BAli-Phy produces a Bayesian posterior distribution on both the alignments and the tree. The software shows uncertainty in both the alignment and the tree. BAli-Phy uses Markov chain Monte Carlo methods for estimation. It can take several days to run.

== Alignment uncertainty ==
Alignment uncertainty stems from two main sources: near-optimal alignments and evolutionary parameter uncertainty. Evolutionary parameters include branch lengths, substitution rates, insertion/deletion rates, and the phylogeny itself. If the exact value for these parameters is unknown, and the alignment estimate is sensitive to the parameter, then the alignment cannot be known with confidence.

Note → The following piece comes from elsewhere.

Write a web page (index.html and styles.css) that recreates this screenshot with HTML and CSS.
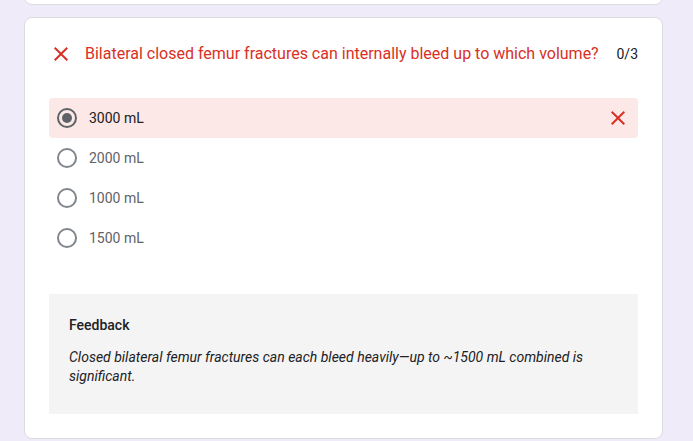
FILE: index.html
```html
<!DOCTYPE html>
<html>
<head>
<meta charset="utf-8">
<link rel="stylesheet" href="styles.css">
</head>
<body>
<div class="page">
  <div class="card card-prev"></div>
  <div class="card question">
    <div class="q-header">
      <svg class="icon icon-wrong" viewBox="0 0 24 24" width="24" height="24"><path d="M19 6.41L17.59 5 12 10.59 6.41 5 5 6.41 10.59 12 5 17.59 6.41 19 12 13.41 17.59 19 19 17.59 13.41 12z" fill="#d93025"/></svg>
      <div class="q-title">Bilateral closed femur fractures can internally bleed up to which volume?</div>
      <div class="q-score">0/3</div>
    </div>
    <div class="options">
      <div class="option option-wrong">
        <span class="radio radio-checked"><span class="dot"></span></span>
        <span class="opt-label opt-label-selected">3000 mL</span>
        <svg class="icon opt-mark" viewBox="0 0 24 24" width="24" height="24"><path d="M19 6.41L17.59 5 12 10.59 6.41 5 5 6.41 10.59 12 5 17.59 6.41 19 12 13.41 17.59 19 19 17.59 13.41 12z" fill="#d93025"/></svg>
      </div>
      <div class="option">
        <span class="radio"></span>
        <span class="opt-label">2000 mL</span>
      </div>
      <div class="option">
        <span class="radio"></span>
        <span class="opt-label">1000 mL</span>
      </div>
      <div class="option">
        <span class="radio"></span>
        <span class="opt-label">1500 mL</span>
      </div>
    </div>
    <div class="feedback">
      <div class="fb-title">Feedback</div>
      <p class="fb-text">Closed bilateral femur fractures can each bleed heavily—up to ~1500 mL combined is significant.</p>
    </div>
  </div>
</div>
</body>
</html>
```
FILE: styles.css
```css
html, body {
  margin: 0;
  padding: 0;
  background: #f0ebf8;
  font-family: Roboto, "Liberation Sans", Arial, sans-serif;
  color: #202124;
}
.page {
  width: 639px;
  margin-left: 24px;
  display: flex;
  flex-direction: column;
  gap: 12px;
}
.card {
  background: #fff;
  border: 1px solid #dadce0;
  border-radius: 8px;
  box-sizing: border-box;
}
.card-prev {
  height: 24px;
  margin-top: -19px;
}
.question {
  padding: 24px 24px 24px 24px;
}
.q-header {
  display: flex;
  align-items: center;
  height: 24px;
  margin-bottom: 32px;
}
.icon {
  flex: none;
  display: block;
}
.q-title {
  margin-left: 12px;
  flex: 1;
  font-size: 16px;
  line-height: 24px;
  color: #d93025;
  white-space: nowrap;
}
.q-score {
  font-size: 14px;
  line-height: 24px;
  color: #202124;
}
.options {
  display: flex;
  flex-direction: column;
}
.option {
  height: 40px;
  display: flex;
  align-items: center;
  padding: 0 8px;
  border-radius: 4px;
}
.option-wrong {
  background: #fce8e6;
}
.radio {
  width: 20px;
  height: 20px;
  box-sizing: border-box;
  border: 2px solid #80868b;
  border-radius: 50%;
  display: flex;
  align-items: center;
  justify-content: center;
  flex: none;
}
.radio-checked {
  border-color: #5f6368;
}
.dot {
  width: 10px;
  height: 10px;
  border-radius: 50%;
  background: #5f6368;
}
.opt-label {
  margin-left: 12px;
  font-size: 14px;
  color: #5f6368;
  flex: 1;
}
.opt-label-selected {
  color: #202124;
}
.feedback {
  margin-top: 36px;
  background: #f4f4f4;
  height: 120px;
  box-sizing: border-box;
  padding: 21px 20px;
}
.fb-title {
  font-size: 14px;
  font-weight: 500;
  line-height: 20px;
  color: #202124;
}
.fb-text {
  margin: 13px 0 0 0;
  font-size: 14px;
  font-style: italic;
  line-height: 19px;
  color: #202124;
}
```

Even when evolutionary parameters are fully known, many different alignments may be optimal, or nearly optimal. In this case, the researcher cannot have confidence in any single alignment, but must average over the cloud of near-optimal alignments.

BAli-Phy can handle both near-optimal alignment uncertainty and evolutionary parameter uncertainty by integrating over possible alignments and parameter values.

== Input and output ==
BAli-Phy accepts nucleotide, amino acid, and codon sequences in FASTA format. Input sequences need not be aligned. Ambiguous nucleotides such as R and Y are supported, as are the ambiguous amino acids B, Z, and J.

Trees are output in Newick format. Alignments are output in FASTA format. Output alignments include homology information for sequences at internal nodes of the tree.